Tuesday, May 26, 2009

LOVE IT ON TUESDAY: GRIZZLY BEAR


I interviewed Danish band Efterklang about a month ago. Between many interesting things, we talked about Grizzly Bear, cause Efterklang’s label, Rumraket, was responsible for the European release of their debut album in 2004. Efterklang must think it’s very weird that the band they signed as unknowns 5 years ago are now a thousand times more famous than they themselves are. It took 5 years - 3 LPs and 1 EP - for Grizzly Bear to fully develop their sound, but now they got it perfectly and, seriously, listening to Two Weeks, the first single of their new LP Veckatimest, is a shivering experience. Efterklang must seriously try to figure out what they did wrong.

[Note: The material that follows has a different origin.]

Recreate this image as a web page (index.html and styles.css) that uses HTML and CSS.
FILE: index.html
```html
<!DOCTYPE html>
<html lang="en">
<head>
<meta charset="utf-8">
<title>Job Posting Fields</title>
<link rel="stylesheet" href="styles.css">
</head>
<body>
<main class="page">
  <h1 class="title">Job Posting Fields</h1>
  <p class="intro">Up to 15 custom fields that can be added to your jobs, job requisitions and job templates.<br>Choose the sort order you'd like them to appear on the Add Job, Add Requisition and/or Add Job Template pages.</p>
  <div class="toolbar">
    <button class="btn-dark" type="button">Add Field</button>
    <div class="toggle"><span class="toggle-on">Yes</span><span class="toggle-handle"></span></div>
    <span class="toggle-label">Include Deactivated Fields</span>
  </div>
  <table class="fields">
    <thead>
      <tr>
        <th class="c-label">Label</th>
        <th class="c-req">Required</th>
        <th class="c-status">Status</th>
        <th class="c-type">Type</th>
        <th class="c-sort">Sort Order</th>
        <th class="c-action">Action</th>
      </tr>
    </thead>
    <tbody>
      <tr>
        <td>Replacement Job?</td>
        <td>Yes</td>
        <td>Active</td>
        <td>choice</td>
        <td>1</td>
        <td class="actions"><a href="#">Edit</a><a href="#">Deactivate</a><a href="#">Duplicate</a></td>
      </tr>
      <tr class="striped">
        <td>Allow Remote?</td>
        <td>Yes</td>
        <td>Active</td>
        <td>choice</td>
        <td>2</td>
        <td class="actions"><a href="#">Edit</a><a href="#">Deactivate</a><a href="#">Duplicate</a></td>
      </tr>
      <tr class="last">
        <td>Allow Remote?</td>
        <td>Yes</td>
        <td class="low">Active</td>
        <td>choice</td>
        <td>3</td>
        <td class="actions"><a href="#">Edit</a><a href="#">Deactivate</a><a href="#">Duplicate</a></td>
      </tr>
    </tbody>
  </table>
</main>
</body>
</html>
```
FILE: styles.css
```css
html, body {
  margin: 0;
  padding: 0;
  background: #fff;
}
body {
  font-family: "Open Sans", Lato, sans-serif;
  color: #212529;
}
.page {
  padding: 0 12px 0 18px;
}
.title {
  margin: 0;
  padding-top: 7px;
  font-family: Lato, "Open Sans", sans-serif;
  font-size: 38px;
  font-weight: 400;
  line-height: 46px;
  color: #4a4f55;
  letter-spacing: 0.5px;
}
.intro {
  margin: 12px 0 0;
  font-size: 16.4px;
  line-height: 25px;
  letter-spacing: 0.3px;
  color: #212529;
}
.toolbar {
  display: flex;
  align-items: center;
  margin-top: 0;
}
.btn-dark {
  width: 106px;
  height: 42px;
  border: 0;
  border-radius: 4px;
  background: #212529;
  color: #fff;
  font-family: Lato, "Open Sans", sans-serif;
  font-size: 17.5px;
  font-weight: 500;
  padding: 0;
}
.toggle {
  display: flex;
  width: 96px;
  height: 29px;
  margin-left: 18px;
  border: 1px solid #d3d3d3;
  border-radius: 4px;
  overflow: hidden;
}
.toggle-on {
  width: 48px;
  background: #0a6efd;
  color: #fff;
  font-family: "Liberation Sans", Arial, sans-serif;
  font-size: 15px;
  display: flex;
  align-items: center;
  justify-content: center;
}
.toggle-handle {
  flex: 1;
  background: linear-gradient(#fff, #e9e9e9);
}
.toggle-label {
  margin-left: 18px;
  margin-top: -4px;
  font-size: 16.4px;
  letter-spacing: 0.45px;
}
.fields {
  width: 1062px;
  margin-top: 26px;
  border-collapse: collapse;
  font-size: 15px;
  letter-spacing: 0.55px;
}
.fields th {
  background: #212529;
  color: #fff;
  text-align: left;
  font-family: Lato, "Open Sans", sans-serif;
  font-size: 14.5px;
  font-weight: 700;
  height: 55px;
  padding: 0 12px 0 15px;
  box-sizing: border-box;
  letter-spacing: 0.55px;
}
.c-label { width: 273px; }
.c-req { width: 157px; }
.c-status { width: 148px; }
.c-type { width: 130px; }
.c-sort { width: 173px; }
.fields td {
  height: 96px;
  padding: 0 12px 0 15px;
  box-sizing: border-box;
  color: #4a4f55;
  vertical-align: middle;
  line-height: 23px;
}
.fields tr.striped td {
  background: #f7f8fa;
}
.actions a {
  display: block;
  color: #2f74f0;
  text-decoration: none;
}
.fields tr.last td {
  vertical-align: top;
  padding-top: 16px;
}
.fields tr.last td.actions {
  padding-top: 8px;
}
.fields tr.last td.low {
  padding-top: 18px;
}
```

The thing is that Efterklang craft excellent songs too, but their sound is not original enough. I don’t mean to say that a song is better if it’s original. I think that when you listen to a certain song, if it’s good, it’s good, and that’s all it needs. But from the strict point of view of popular success, originality comes as a very important thing. Cause if two bands sound the same, the best of the two will sell everything and the other will sell almost nothing. Efterklang are excellent, but Sigur Ros are better, so they’re the ones who sell a lot. Grizzly Bear are also excellent, and why are they fucking big now? Cause, like Sigur Ros, they’re the best at what they do… and with Veckatimest, Grizzly Bear are actually the best in general.

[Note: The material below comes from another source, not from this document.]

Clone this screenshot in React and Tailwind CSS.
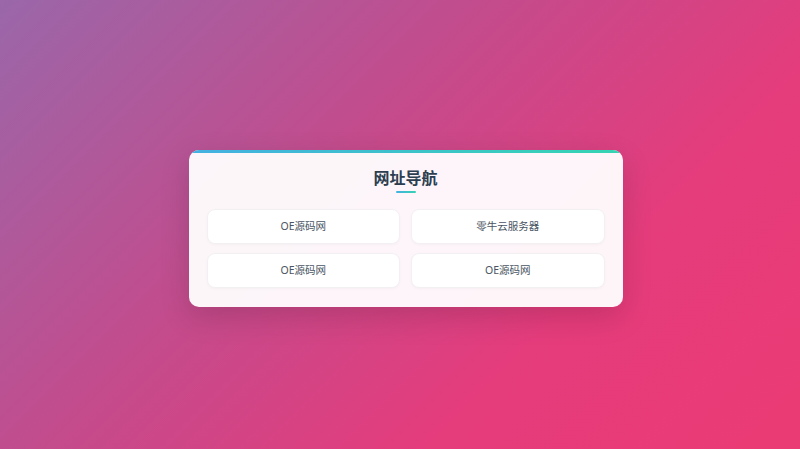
import React from 'react';

const links = [
  { name: 'OE源码网', url: '#' },
  { name: '零牛云服务器', url: '#' },
  { name: 'OE源码网', url: '#' },
  { name: 'OE源码网', url: '#' },
];

const App = () => {
  return (
    <div
      className="w-full h-[449px] flex items-center justify-center bg-[linear-gradient(135deg,#9a67a9_0%,#c44b8c_40%,#e53c7c_70%,#eb3b74_100%)]"
      style={{ fontFamily: '"Noto Sans", "Noto Sans CJK SC", sans-serif' }}
    >
      <div className="relative w-[434px] ml-[11px] mt-[8px] bg-white/95 rounded-[10px] shadow-[0_10px_30px_rgba(0,0,0,0.15)] overflow-hidden px-[18px] pt-[18px] pb-[19px]">
        {/* top accent line */}
        <div className="absolute left-0 right-0 top-0 h-[3px] bg-[linear-gradient(90deg,#45b0e2,#35d4b2)]" />

        <h2 className="text-center text-[16px] leading-5 font-bold text-[#2c3e50]">网址导航</h2>
        <div className="mx-auto mt-[3px] w-5 h-[2px] rounded bg-[linear-gradient(90deg,#45b0e2,#35d4b2)] mb-[16px]" />

        <div className="grid grid-cols-2 gap-x-[11px] gap-y-[9px]">
          {links.map((link, i) => (
            <a
              key={i}
              href={link.url}
              className="h-[35px] flex items-center justify-center bg-white rounded-lg border border-[#f3f0f4] shadow-[0_1px_3px_rgba(0,0,0,0.03)] text-[10.5px] text-[#4a5563]"
            >
              {link.name}
            </a>
          ))}
        </div>
      </div>
    </div>
  );
};

export default App;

To be honest, there ain’t a single song that’s not at least good on Vecka – I’m getting familiar with it already. I’ll just shoot the utterly perfect ones, cause otherwise it would be too long. There’s the folky and intense opener Southern Point, the immediately catchy Two Weeks, the cool and relax Cheerleader, the Pitchfork-gave-me-a-perfect-note-on-best-new-tracks While You Wait For The Others and the most perfect closer ever Foreground. But even if it's got some higher points, that's the kind of album that you listen from start to end, again and again and again. I used to think Merriweather Post Pavilion was well in advance in the run for best album of the year, but I have now to say that Veckatimest caught it back.